CHAPTER-29 : Developments in Philosophy

Ancient History of India
Short Notes or Revision Notes 

Four Goals of Life (Purusharthas) and Hinduism’s Diverse Philosophies

The Four Purusharthas:

  • Dharma:Social order, fulfilling one’s duties and responsibilities.
  • Artha:Economic resources, material well-being.
  • Kama:Physical pleasures, enjoyment of life.
  • Moksha:Liberation, freedom from the cycle of rebirth.

Texts on Worldly Life:

  • Arthashastra (Kautilya):Treatise on economics and statecraft.
  • Dharmashastra:Law codes governing social order.
  • Kamasutra:Ancient text on sexuality and relationships.

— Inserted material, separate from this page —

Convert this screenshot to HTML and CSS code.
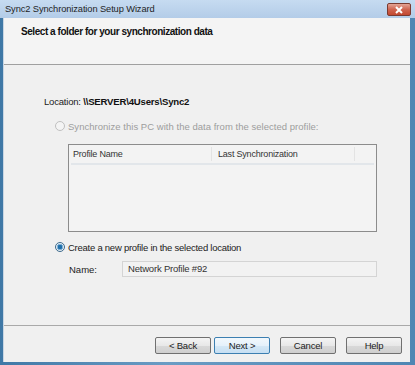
FILE: index.html
```html
<!DOCTYPE html>
<html>
<head>
<meta charset="utf-8">
<link rel="stylesheet" href="styles.css">
</head>
<body>
<div class="window">
  <div class="titlebar">
    <span class="title">Sync2 Synchronization Setup Wizard</span>
    <span class="close"><svg width="12" height="8" viewBox="0 0 12 8"><path d="M3 1 L9 7 M9 1 L3 7" stroke="#fff" stroke-width="2"/></svg></span>
  </div>
  <div class="client">
    <div class="header">Select a folder for your synchronization data</div>
    <div class="body">
      <div class="location">Location: <b>\\SERVER\4Users\Sync2</b></div>
      <label class="radio disabled"><span class="dot"></span>Synchronize this PC with the data from the selected profile:</label>
      <div class="list">
        <div class="list-head">
          <span class="col1">Profile Name</span>
          <span class="col2">Last Synchronization</span>
        </div>
      </div>
      <label class="radio checked"><span class="dot"></span>Create a new profile in the selected location</label>
      <div class="name-row">
        <span class="name-label">Name:</span>
        <span class="textbox">Network Profile #92</span>
      </div>
    </div>
    <div class="footer">
      <button class="btn">&lt; Back</button>
      <button class="btn focus">Next &gt;</button>
      <button class="btn gap">Cancel</button>
      <button class="btn gap">Help</button>
    </div>
  </div>
</div>
</body>
</html>
```
FILE: styles.css
```css
* { box-sizing: border-box; }
html, body { margin: 0; padding: 0; }
body { width: 415px; height: 365px; overflow: hidden; font-family: "Liberation Sans", Arial, sans-serif; }
.window {
  width: 415px; height: 365px;
  display: flex; flex-direction: column;
  background: linear-gradient(to right, #3f78a6, #6a9cc4 40%, #4f86b3);
}
.titlebar {
  height: 18px; display: flex; align-items: center;
  background: linear-gradient(to bottom, #c6dbf1, #b3cce8);
  padding-left: 5px; padding-right: 5px;
  position: relative;
}
.title { font-size: 9.3px; color: #1f1f1f; letter-spacing: -0.1px; }
.close {
  position: absolute; right: 4px; top: 3px;
  width: 24px; height: 13px; border-radius: 2px;
  border: 1px solid #7a3a30;
  background: linear-gradient(to bottom, #e3a496, #cf6450 50%, #c24830);
  display: flex; align-items: center; justify-content: center;
}
.client {
  flex: 1; margin: 0 5px 3px 3px;
  background: #f0f0f0;
  display: flex; flex-direction: column;
  border-left: 1px solid #c9d6e3;
}
.header {
  height: 47px; background: #f4f4f4;
  border-bottom: 1px solid #a0a0a0;
  font-size: 10px; font-weight: bold; color: #111;
  padding: 8px 0 0 17px;
  letter-spacing: -0.45px;
}
.body { flex: 1; padding-left: 40px; padding-top: 31px; font-size: 9.5px; color: #222; }
.location { height: 20px; letter-spacing: -0.2px; }
.location b { font-size: 9.6px; color: #111; letter-spacing: -0.2px; }
.radio { display: flex; align-items: center; padding-left: 11px; height: 14px; letter-spacing: -0.1px; }
.radio .dot {
  width: 10px; height: 10px; border-radius: 50%; margin-right: 3px;
  border: 1px solid #8a8a8a; background: #f4f4f4;
}
.radio.disabled { color: #9d9d9d; margin-top: 3px; letter-spacing: 0.03px; }
.radio.disabled .dot { border-color: #c0c0c0; }
.radio.checked .dot {
  border-color: #3d6a8c;
  background: radial-gradient(circle, #1f6ea9 0 2px, #7fb2d8 2.5px 3px, #e8eef4 3.5px);
}
.list {
  margin: 11px 0 0 24px; width: 309px; height: 88px;
  border: 1px solid #8c8c8c; background: #f3f3f3;
}
.list-head {
  height: 20px; display: flex; align-items: center;
  border-bottom: 2px solid #e2e6ea; margin: 0 2px;
  font-size: 9px; color: #333; letter-spacing: -0.2px;
}
.col1 { width: 141px; padding-left: 2px; border-right: 1px solid #e3e3e3; height: 14px; line-height: 14px; }
.col2 { padding-left: 6px; width: 143px; border-right: 1px solid #e3e3e3; height: 14px; line-height: 14px; }
.radio.checked { margin-top: 8px; color: #222; letter-spacing: -0.25px; }
.name-row { display: flex; align-items: center; margin-top: 7px; }
.name-label { width: 53px; padding-left: 25px; box-sizing: content-box; font-size: 9.5px; }
.textbox {
  width: 255px; height: 16px; border: 1px solid #d4d4d4; background: #f2f2f2;
  padding-left: 5px; line-height: 14px; font-size: 9.5px; color: #333; letter-spacing: -0.2px;
}
.footer {
  height: 37px; border-top: 1px solid #a9a9a9;
  display: flex; justify-content: flex-end; align-items: flex-start;
  padding: 11px 8px 0 0;
}
.btn {
  width: 56px; height: 17px; margin-left: 3px;
  border: 1px solid #707070; border-radius: 2px;
  background: linear-gradient(to bottom, #f4f4f4, #e8e8e8 50%, #d9d9d9 51%, #cfcfcf);
  font-family: "Liberation Sans", Arial, sans-serif; font-size: 9.5px; color: #222;
  padding: 0; letter-spacing: -0.2px;
}
.btn.gap { margin-left: 10px; }
.btn.focus { border-color: #3c7fb1; background: linear-gradient(to bottom, #f2f8fc, #e5f1fb 50%, #d5e8f6 51%, #c6dff3); }
```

Six Darshanas (Schools of Philosophy):

  • Samkhya (Dualism):
    • Originally atheistic, later included “purusha” (spirit) with “prakriti” (nature) as co-creators.
    • Salvation through knowledge gained by perception, inference, and hearing.
  • Yoga (Union):
    • Salvation through meditation, physical postures (asanas), and breathing exercises (pranayama) for control.
  • Nyaya (Logic):
    • Emphasizes logic and reasoning.
    • Validates knowledge through inference, hearing, and analogy.
  • Vaisheshika (Atomism):
    • Focuses on material elements (earth, water, fire, air, ether).
    • Pioneered atomic theory: all objects are made of atoms.
  • Mimamsa (Ritualism):
    • Vedas hold eternal truth, salvation through Vedic sacrifices.
    • Supported Brahminical social hierarchy.

Vedanta (Non-Dualism):

  • Means “end of the Vedas,” core text is Brahmasutra (2nd century BC).
  • Two main interpretations:
    • Shankara (Advaita Vedanta):Brahman (ultimate reality) is without attributes, knowledge (jnana) is key to salvation, self (atman) is one with Brahman.
    • Ramanuja (Vishishtadvaita Vedanta):Brahman has attributes, salvation through devotion (bhakti).
  • Introduced concept of karma (actions and consequences) and rebirth (punarjanma).

Charvaka and Materialism:

  • Counters the idealistic philosophies.
  • Lokayata school emphasizes worldly life and rejects belief in an afterlife.
  • Materialistic ideas emerged during economic and social growth (500 BC – 300 AD).
  • Overshadowed by idealistic philosophies by 5th century AD.